►
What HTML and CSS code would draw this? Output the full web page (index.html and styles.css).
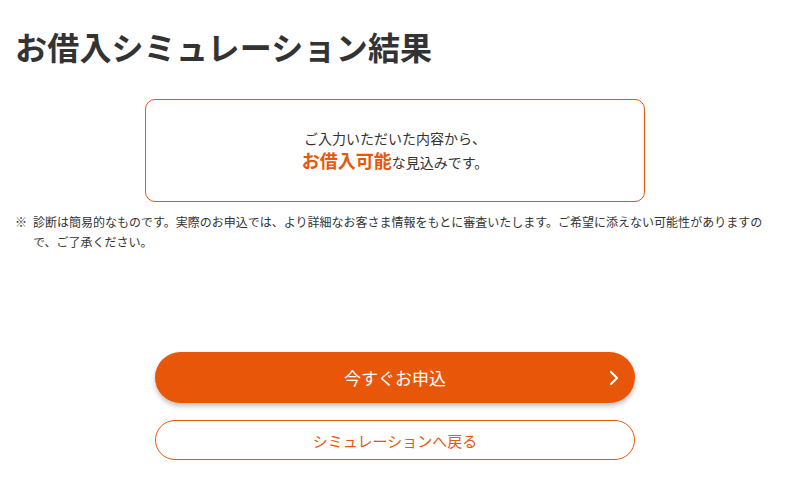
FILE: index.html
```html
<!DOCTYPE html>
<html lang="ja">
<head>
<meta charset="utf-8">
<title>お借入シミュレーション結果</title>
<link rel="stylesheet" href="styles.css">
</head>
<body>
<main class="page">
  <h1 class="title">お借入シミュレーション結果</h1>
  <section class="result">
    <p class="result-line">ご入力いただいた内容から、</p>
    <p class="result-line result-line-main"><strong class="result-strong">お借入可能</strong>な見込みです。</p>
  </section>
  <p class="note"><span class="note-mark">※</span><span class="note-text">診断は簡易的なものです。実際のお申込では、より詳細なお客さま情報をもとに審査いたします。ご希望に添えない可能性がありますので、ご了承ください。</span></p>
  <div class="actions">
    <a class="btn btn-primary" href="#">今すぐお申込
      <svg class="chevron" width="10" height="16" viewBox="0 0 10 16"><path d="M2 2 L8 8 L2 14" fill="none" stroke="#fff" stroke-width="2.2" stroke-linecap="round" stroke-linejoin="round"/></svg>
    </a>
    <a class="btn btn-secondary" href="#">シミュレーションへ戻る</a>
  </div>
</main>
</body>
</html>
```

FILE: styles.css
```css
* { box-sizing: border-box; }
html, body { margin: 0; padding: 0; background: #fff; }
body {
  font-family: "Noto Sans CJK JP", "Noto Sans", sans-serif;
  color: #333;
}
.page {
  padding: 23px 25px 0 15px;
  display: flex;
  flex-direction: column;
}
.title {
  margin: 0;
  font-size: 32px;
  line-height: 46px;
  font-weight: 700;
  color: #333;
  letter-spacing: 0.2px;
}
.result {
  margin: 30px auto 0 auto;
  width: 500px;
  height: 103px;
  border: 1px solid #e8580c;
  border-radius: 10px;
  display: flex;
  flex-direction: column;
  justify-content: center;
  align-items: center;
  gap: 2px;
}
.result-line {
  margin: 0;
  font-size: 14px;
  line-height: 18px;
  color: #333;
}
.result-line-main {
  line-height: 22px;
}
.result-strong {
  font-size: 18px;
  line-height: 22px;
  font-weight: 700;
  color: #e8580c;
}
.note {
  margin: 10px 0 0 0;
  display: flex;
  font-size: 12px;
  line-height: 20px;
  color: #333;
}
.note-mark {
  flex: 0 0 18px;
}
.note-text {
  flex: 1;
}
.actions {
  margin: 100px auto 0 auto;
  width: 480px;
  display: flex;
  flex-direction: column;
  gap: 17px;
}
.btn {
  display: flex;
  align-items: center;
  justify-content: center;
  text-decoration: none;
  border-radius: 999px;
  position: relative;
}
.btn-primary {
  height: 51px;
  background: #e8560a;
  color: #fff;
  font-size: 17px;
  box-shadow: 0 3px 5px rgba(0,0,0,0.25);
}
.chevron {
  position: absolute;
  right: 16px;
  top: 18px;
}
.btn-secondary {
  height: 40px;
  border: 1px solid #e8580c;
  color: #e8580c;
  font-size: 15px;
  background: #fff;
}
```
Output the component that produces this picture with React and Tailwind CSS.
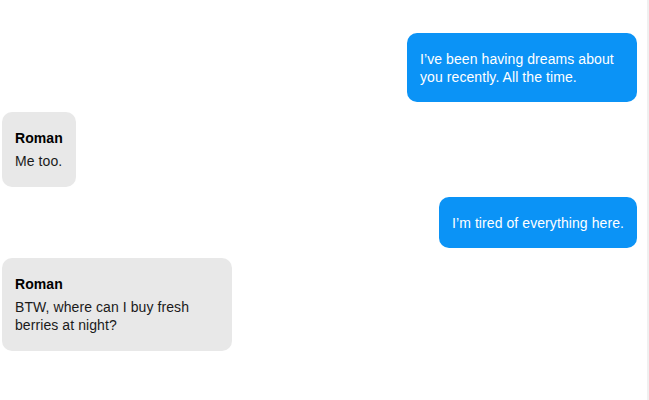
◄
Write out every line above exactly as it is, leaving out the pictures.

What HTML and CSS code would draw this? Output the full web page (index.html and styles.css).
FILE: index.html
```html
<!DOCTYPE html>
<html lang="ja">
<head>
<meta charset="utf-8">
<title>お借入シミュレーション結果</title>
<link rel="stylesheet" href="styles.css">
</head>
<body>
<main class="page">
  <h1 class="title">お借入シミュレーション結果</h1>
  <section class="result">
    <p class="result-line">ご入力いただいた内容から、</p>
    <p class="result-line result-line-main"><strong class="result-strong">お借入可能</strong>な見込みです。</p>
  </section>
  <p class="note"><span class="note-mark">※</span><span class="note-text">診断は簡易的なものです。実際のお申込では、より詳細なお客さま情報をもとに審査いたします。ご希望に添えない可能性がありますので、ご了承ください。</span></p>
  <div class="actions">
    <a class="btn btn-primary" href="#">今すぐお申込
      <svg class="chevron" width="10" height="16" viewBox="0 0 10 16"><path d="M2 2 L8 8 L2 14" fill="none" stroke="#fff" stroke-width="2.2" stroke-linecap="round" stroke-linejoin="round"/></svg>
    </a>
    <a class="btn btn-secondary" href="#">シミュレーションへ戻る</a>
  </div>
</main>
</body>
</html>
```

FILE: styles.css
```css
* { box-sizing: border-box; }
html, body { margin: 0; padding: 0; background: #fff; }
body {
  font-family: "Noto Sans CJK JP", "Noto Sans", sans-serif;
  color: #333;
}
.page {
  padding: 23px 25px 0 15px;
  display: flex;
  flex-direction: column;
}
.title {
  margin: 0;
  font-size: 32px;
  line-height: 46px;
  font-weight: 700;
  color: #333;
  letter-spacing: 0.2px;
}
.result {
  margin: 30px auto 0 auto;
  width: 500px;
  height: 103px;
  border: 1px solid #e8580c;
  border-radius: 10px;
  display: flex;
  flex-direction: column;
  justify-content: center;
  align-items: center;
  gap: 2px;
}
.result-line {
  margin: 0;
  font-size: 14px;
  line-height: 18px;
  color: #333;
}
.result-line-main {
  line-height: 22px;
}
.result-strong {
  font-size: 18px;
  line-height: 22px;
  font-weight: 700;
  color: #e8580c;
}
.note {
  margin: 10px 0 0 0;
  display: flex;
  font-size: 12px;
  line-height: 20px;
  color: #333;
}
.note-mark {
  flex: 0 0 18px;
}
.note-text {
  flex: 1;
}
.actions {
  margin: 100px auto 0 auto;
  width: 480px;
  display: flex;
  flex-direction: column;
  gap: 17px;
}
.btn {
  display: flex;
  align-items: center;
  justify-content: center;
  text-decoration: none;
  border-radius: 999px;
  position: relative;
}
.btn-primary {
  height: 51px;
  background: #e8560a;
  color: #fff;
  font-size: 17px;
  box-shadow: 0 3px 5px rgba(0,0,0,0.25);
}
.chevron {
  position: absolute;
  right: 16px;
  top: 18px;
}
.btn-secondary {
  height: 40px;
  border: 1px solid #e8580c;
  color: #e8580c;
  font-size: 15px;
  background: #fff;
}
```
Output the component that produces this picture with React and Tailwind CSS.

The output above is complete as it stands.